Laut Rechtsprechung des Europäischen Gerichtshofs müssen Entgeltsysteme transparent sein, also nachvollziehbar und im Einklang mit den Grundsätzen des Gleichbehandlungsprinzips gestaltet werden. "Für Frauen ist es besonders wichtig, sich die Informationen zu holen, um die berechtigte Frage stellen zu können: 'Warum verdient eigentlich mein Arbeitskollege mehr?'". Zu den eingangs erwähnten Verschwiegenheitsklauseln in Arbeitsverträgen ist zu sagen: In Österreich mussten sich die Gerichte damit noch nicht auseinandersetzen, wie Pöcheim betont, es gebe jedoch gute Gründe, sie als unzulässig zu betrachten.
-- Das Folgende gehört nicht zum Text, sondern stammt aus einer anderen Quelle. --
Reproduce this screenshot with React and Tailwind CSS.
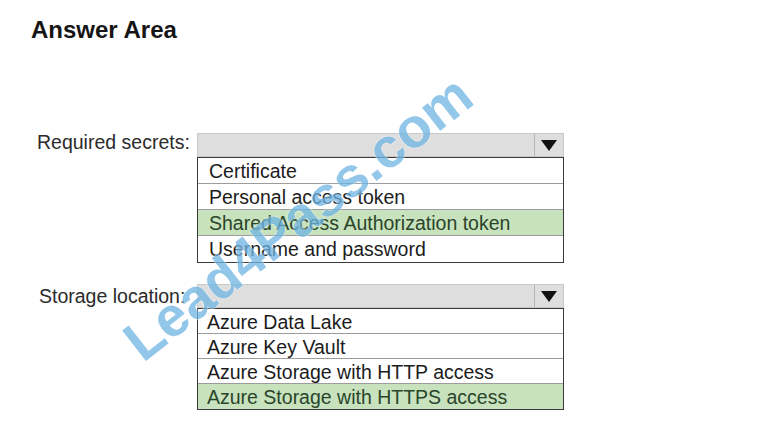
const secrets = [
  { label: "Certificate" },
  { label: "Personal access token" },
  { label: "Shared Access Authorization token", picked: true },
  { label: "Username and password" },
];

const locations = [
  { label: "Azure Data Lake" },
  { label: "Azure Key Vault" },
  { label: "Azure Storage with HTTP access" },
  { label: "Azure Storage with HTTPS access", picked: true },
];

function Arrow() {
  return (
    <svg width="16" height="11" viewBox="0 0 16 11">
      <polygon points="0,0 16,0 8,11" fill="#111" />
    </svg>
  );
}

function DropList({ items, rowClass }) {
  return (
    <div className="w-[367px]">
      <div className="flex h-[24px] border border-[#c9c9c9] bg-[#dedede]">
        <div className="flex-1" />
        <div className="flex w-[29px] items-center justify-center border-l border-[#b5b5b5]">
          <Arrow />
        </div>
      </div>
      <div className="border border-[#3a3a3a] bg-white">
        {items.map((item, i) => (
          <div
            key={item.label}
            className={
              rowClass +
              (i < items.length - 1 ? " border-b border-[#9c9c9c]" : "") +
              (item.picked ? " bg-[#c7e2bd] text-[#2a452a]" : " text-[#1c1c1c]")
            }
          >
            {item.label}
          </div>
        ))}
      </div>
    </div>
  );
}

export default function App() {
  return (
    <main className="relative h-[441px] w-[768px] overflow-hidden bg-white font-['Liberation_Sans',Arial,sans-serif]">

      <h1 className="pl-[31px] pt-[18px] text-[24px] font-bold leading-[24px] text-[#151515]">
        Answer Area
      </h1>

      <div className="mt-[91px] flex pl-[37px]">
        <div className="-mt-[3px] w-[160px] text-[19.5px] leading-[24px] text-[#2b2b2b]">
          Required secrets:
        </div>
        <DropList
          items={secrets}
          rowClass="h-[26px] pl-[11px] text-[19.5px] leading-[26px]"
        />
      </div>

      <div className="mt-[21px] flex pl-[39px]">
        <div className="w-[158px] text-[19.5px] leading-[24px] text-[#2b2b2b]">
          Storage location:
        </div>
        <DropList
          items={locations}
          rowClass="h-[25px] pl-[9px] text-[19.5px] leading-[27px]"
        />
      </div>

      {/* watermark */}
      <div className="pointer-events-none absolute left-[298px] top-[218px] -translate-x-1/2 -translate-y-1/2 -rotate-[38deg] whitespace-nowrap text-[56px] font-bold leading-none text-[#6fb5e3] opacity-75 [text-shadow:0_0_2px_#ffffff,0_0_1px_#ffffff]">
        Lead4Pass.com
      </div>

    </main>
  );
}
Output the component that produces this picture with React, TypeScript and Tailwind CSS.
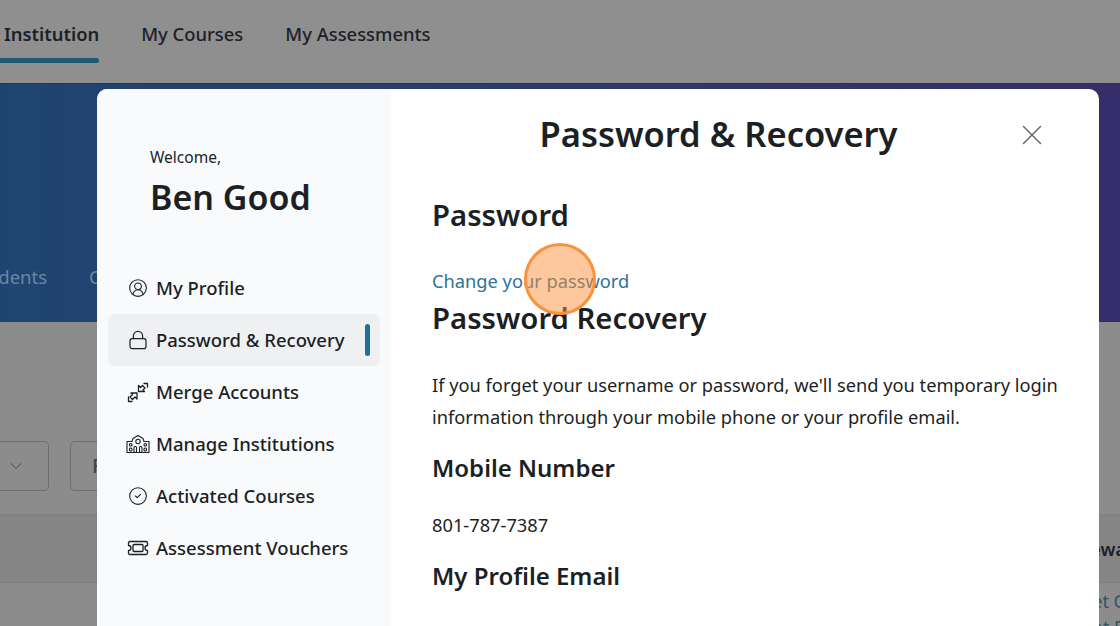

Für die Durchsetzung des Rechts auf gleichen Lohn für gleiche oder gleichwertige Arbeit ist schließlich die Höhe des Einkommens der Vergleichsperson entscheidend. "In Deutschland gibt es eine Entscheidung, die zum Ergebnis kam, dass Klauseln in Arbeitsverträgen unwirksam sind, die Beschäftigten verbieten, über ihr Gehalt zu sprechen", sagt die AK-Expertin. Seit 2011 müssen Unternehmen, die mehr als 150 Beschäftige haben, übrigens alle zwei Jahre Einkommensberichte erstellen, die eine Vergleichsmöglichkeit mit Kolleginnen und Kollegen bieten.
Hier gibt's Unterstützung
Wie aber kann nun gegen Verstöße gegen das Gleichbehandlungsgesetz vorgegangen werden? "Wenn es einen Betriebsrat gibt, ist jedenfalls dessen Unterstützung bei den Lohnverhandlungen einzuholen", betont Pöcheim. Können die Einkommensdifferenzen auf betrieblicher Ebene nicht behoben werden, gebe es die Möglichkeit, einen Antrag bei der Gleichbehandlungskommission zu stellen bzw. können die Einkommensdifferenzen nach dem Gleichbehandlungsgesetz am Arbeits- und Sozialgericht eingeklagt werden. Beratungen bzw. Hilfe bei der rechtlichen Durchsetzung in dieser Angelegenheit gibt es außerdem bei der Gleichbehandlungsanwaltschaft sowie auch der Arbeiterkammer.